Most California school districts are slowly rolling out transitional kindergarten (TK) programs for 4-year-old children, which was allowed by the new state law that took effect this fall.
The universal kindergarten program will be available for free to every 4-year-old in California by 2026, regardless of their family’s income.
But the Alpine Union School District is well ahead of the state law. The district’s Creekside Early Learning Center has offered an early admissions preschool program for the past 20 years. It is the only campus in San Diego County just for kindergarten and kindergarten students.
“I think we’ve learned over the past few years what people want most and what students need most is connection. Get them in school early, building fundamental skills, academic skills, and social-emotional skills, as well,” said Alpine Superintendent Richard Newman.

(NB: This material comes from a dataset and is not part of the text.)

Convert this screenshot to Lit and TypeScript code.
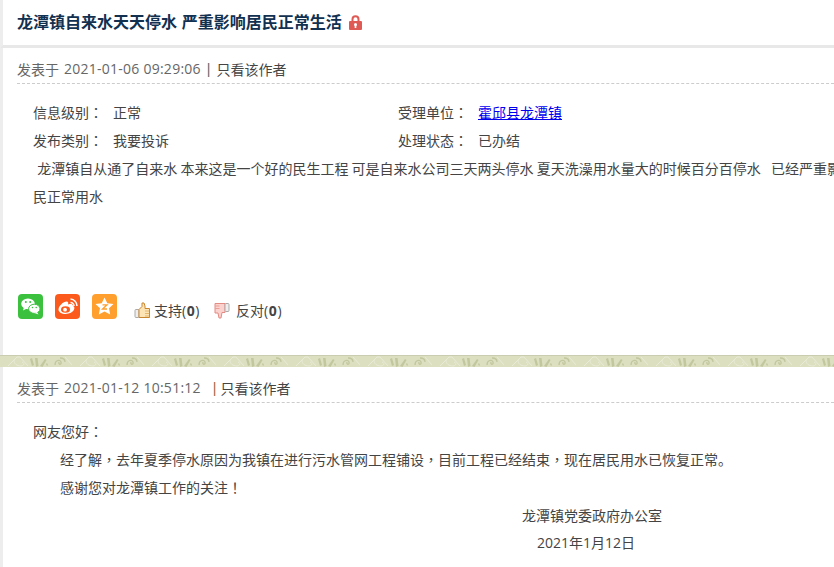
import { LitElement, html, css, svg } from "lit";
import { customElement } from "lit/decorators.js";

const meta = (date: string, sep: string) => html`<div class="meta"><span>发表于</span><span class="date">${date}</span><span class=${sep}>|</span><span class="only">只看该作者</span></div>`;
const p = (s: string) => html`<span class="punct">${s}</span>`;

const bandMotif = svg`
  <path d="M8 10L17 1h3l8 9M14 4c0 4 3 6 7 6 3 0 4-3 1-4" fill="none" stroke="#e9ebd6" stroke-width="1"/>
  <path d="M30 3l2 7 2-1-2-7zM35 2l1 9 2.500-1-1-8zM40 10l5-7 1.500 1-4 7zM46 8l1-1 1 2-1 1z" fill="#c3c79e"/>
  <path d="M55 9c0-5 5-6 6-3s-3 3-2 0M60 2c3 0 5 1 5 4" fill="none" stroke="#c3c79e" stroke-width="1.300"/>
  <path d="M65 1l8 9" fill="none" stroke="#e9ebd6" stroke-width="1"/>`;

@customElement("app-root")
export class AppRoot extends LitElement {
  static styles = css`
    :host { display: block; width: 834px; height: 567px; overflow: hidden; background: #fff; font-family: "Noto Sans CJK SC", "Noto Sans", sans-serif; font-size: 14px; color: #444; }
    .page { width: 888px; height: 567px; display: flex; flex-direction: column; }
    .rail { border-left: 3px solid #ededed; box-sizing: border-box; }
    .head { height: 48px; flex: none; display: flex; align-items: center; padding: 0 0 3px 14px; gap: 7px; border-bottom: 3px solid #e8e8e8; }
    h1 { margin: 0; font-size: 16px; font-weight: 700; color: #12304f; line-height: 22px; word-spacing: 1px; }
    .lock { margin-top: 3px; }
    .post { padding: 0 14px; height: 307px; flex: none; }
    .meta { height: 31px; display: flex; align-items: flex-end; padding-bottom: 4px; border-bottom: 1px dashed #ccc; line-height: 20px; color: #666; }
    .date { font-family: "Open Sans", sans-serif; letter-spacing: 0.25px; margin-left: 5px; }
    .sep1 { margin: 0 6px 0 6px; color: #666; font-family: "Liberation Sans", sans-serif; }
    .sep2 { margin: 0 4px 0 12px; color: #a0633a; font-family: "Liberation Sans", sans-serif; }
    .only { color: #444; }
    .info { display: grid; grid-template-columns: 365px 1fr; padding: 18px 0 0 16px; row-gap: 8px; line-height: 20px; }
    .cell { display: flex; }
    .cell b { font-weight: 400; width: 80px; }
    .punct { font-family: "Noto Sans CJK TC", sans-serif; }
    a { color: #00e; text-decoration: underline; }
    .text { margin: 0 0 0 16px; padding-top: 4px; line-height: 28px; height: 128px; white-space: pre-wrap; text-indent: -2px; }
    .actions { display: flex; align-items: flex-start; margin-top: 12px; padding-left: 1px; }
    .soc { width: 25px; height: 25px; display: block; margin-right: 12px; flex: none; }
    .vote { display: flex; align-items: center; margin: 6px 14px 0 0; gap: 3px; line-height: 20px; color: #444; }
    .vote.first { margin-left: 5px; }
    .vote.down { gap: 5px; }
    .num { font-family: "Open Sans", sans-serif; letter-spacing: 0.6px; }
    .num b { font-weight: 700; }
    .band { display: block; height: 12px; width: 100%; flex: none; }
    .reply { padding: 0 14px; flex: 1; }
    .body { padding: 14px 0 0 16px; line-height: 28px; }
    .ind { padding-left: 27px; }
    .sign { padding-left: 489px; }
    .sign2 { padding-left: 504px; font-family: "Open Sans", "Noto Sans CJK SC", sans-serif; }
  `;
  render() {
    return html`<div class="page">
      <div class="head rail"><h1>龙潭镇自来水天天停水 严重影响居民正常生活</h1>
        <svg class="lock" width="13" height="15" viewBox="0 0 13 15"><path d="M3.500 7V4.200a3 3 0 0 1 6 0V7" fill="none" stroke="#e05a55" stroke-width="2"/><rect y="6" width="13" height="9" rx="1" fill="#e05a55"/><circle cx="6.500" cy="9.500" r="1.500" fill="#fff"/><rect x="5.700" y="10" width="1.600" height="3" fill="#fff"/></svg>
      </div>
      <section class="post rail">
        ${meta("2021-01-06 09:29:06", "sep1")}
        <div class="info">
          <div class="cell"><b>信息级别${p("：")}</b><span>正常</span></div>
          <div class="cell"><b>受理单位${p("：")}</b><a href="#">霍邱县龙潭镇</a></div>
          <div class="cell"><b>发布类别${p("：")}</b><span>我要投诉</span></div>
          <div class="cell"><b>处理状态${p("：")}</b><span>已办结</span></div>
        </div>
        <div class="text">  龙潭镇自从通了自来水 本来这是一个好的民生工程 可是自来水公司三天两头停水 夏天洗澡用水量大的时候百分百停水   \u200A已经严重影响居民正常用水</div>
        <div class="actions">
          <svg class="soc" viewBox="0 0 25 25"><rect width="25" height="25" rx="4" fill="#3cc13f"/><ellipse cx="10" cy="9.800" rx="6.800" ry="5.400" fill="#fff"/><path d="M6 13l-1 3.500 4-2z" fill="#fff"/><ellipse cx="16.300" cy="14.800" rx="5.700" ry="4.600" fill="#fff" stroke="#3cc13f"/><path d="M19 18l1.500 2.500-4-1.500z" fill="#fff"/><circle cx="7.800" cy="8" r="1" fill="#3cc13f"/><circle cx="12.200" cy="8" r="1" fill="#3cc13f"/><circle cx="14.500" cy="13.500" r=".8" fill="#3cc13f"/><circle cx="18.200" cy="13.500" r=".8" fill="#3cc13f"/></svg>
          <svg class="soc" viewBox="0 0 25 25"><rect width="25" height="25" rx="4" fill="#fb5a1c"/><path d="M3.500 15.500c0-3.500 5-8 8-8 2 0 2 1.800 1.500 3 3-1 5-.5 5 1.500 3 1 1.500 7.500-7.500 8-4 0-7-1.800-7-4.500z" fill="#fff"/><ellipse cx="10.500" cy="15.500" rx="4.500" ry="3.200" fill="#fb5a1c"/><circle cx="10" cy="15.700" r="1.900" fill="#fff"/><path d="M15.500 8.500a3.500 3.500 0 0 1 3.500 3.500M15.500 5a7 7 0 0 1 6.500 7" fill="none" stroke="#fff" stroke-width="1.500"/></svg>
          <svg class="soc" viewBox="0 0 25 25"><rect width="25" height="25" rx="4" fill="#ff9f2e"/><path d="M12.500 3.500l2.800 5.800 6.200.8-4.500 4.200 1.200 6.200-5.700-3.100-5.700 3.100 1.200-6.200-4.500-4.200 6.200-.8z" fill="#fff"/><path d="M10.500 10.800h4.500l-4.500 4.200h4.500" fill="none" stroke="#ff9f2e" stroke-width="1.300"/></svg>
          <span class="vote first"><svg width="17" height="17" viewBox="0 0 17 17"><rect x="1" y="7.500" width="4" height="8" rx="1" fill="#eee" stroke="#aaa"/><path d="M5 7.500l3-3V1h2l1 3v2.500h4.500v9H5z" fill="#fde4b4" stroke="#c9852e"/><path d="M11 9h4.500M11 11.500h4.500M11 14h4.500" stroke="#d9a14f" stroke-width=".7"/></svg><span>支持<span class="num">(<b>0</b>)</span></span></span>
          <span class="vote down"><svg width="17" height="17" viewBox="0 0 17 17"><path d="M1 1.500h10v9H8l-1 5.500H5L4 11H1z" fill="#fbd2cd" stroke="#e38a83"/><rect x="11" y="1.500" width="4" height="8" rx="1" fill="#eee" stroke="#aaa"/><path d="M1.500 4h4M1.500 6.500h4" stroke="#e38a83" stroke-width=".7"/></svg><span>反对<span class="num">(<b>0</b>)</span></span></span>
        </div>
      </section>
      <svg class="band" viewBox="0 0 888 12" preserveAspectRatio="none">
        <defs><pattern id="p" width="72" height="11" patternUnits="userSpaceOnUse" y="1">
          <rect width="72" height="11" fill="#dcdfc0"/>${bandMotif}
        </pattern></defs>
        <rect width="888" height="12" fill="#cbcdb0"/><rect y="1" width="888" height="11" fill="url(#p)"/>
      </svg>
      <section class="reply rail">
        ${meta("2021-01-12 10:51:12", "sep2")}
        <div class="body">
          <div>网友您好${p("：")}</div>
          <div class="ind">经了解${p("，")}去年夏季停水原因为我镇在进行污水管网工程铺设${p("，")}目前工程已经结束${p("，")}现在居民用水已恢复正常。</div>
          <div class="ind">感谢您对龙潭镇工作的关注${p("！")}</div>
          <div class="sign">龙潭镇党委政府办公室</div>
          <div class="sign sign2">2021年1月12日</div>
        </div>
      </section>
    </div>`;
  }
}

The district is advanced in its early childhood curriculum with a complement of 15 certified full-time teachers at Creekside alone. According to Newman, the school will be ready to offer TK classes to 3-year-old children who turn 4 by Sept. 1, 2023 — three years ahead of the state program.
“We are not the type that jumps on the bandwagon. We created the bandwagon,” said Wendy Wray, a Creekside teacher who has been with the school district for 27 years. “We’ve always been a trendsetter in starting things.”
There are currently 250 students at the school. They are all enrolled in the dual language English and Spanish program.
“Well, I like computers and cook the best,” Gwyn Kirby, 5, told KPBS News. She started learning Spanish when she was enrolled at 4 years old. She can count to 10 in Spanish and knows the translation for several other words.
“I didn’t realize how lucky we were to also just have the TK program,” Her mother, Jeanette Kirby, said. “I think it’s an amazing foundation for kids to learn. Not just academically, but socially, as well.”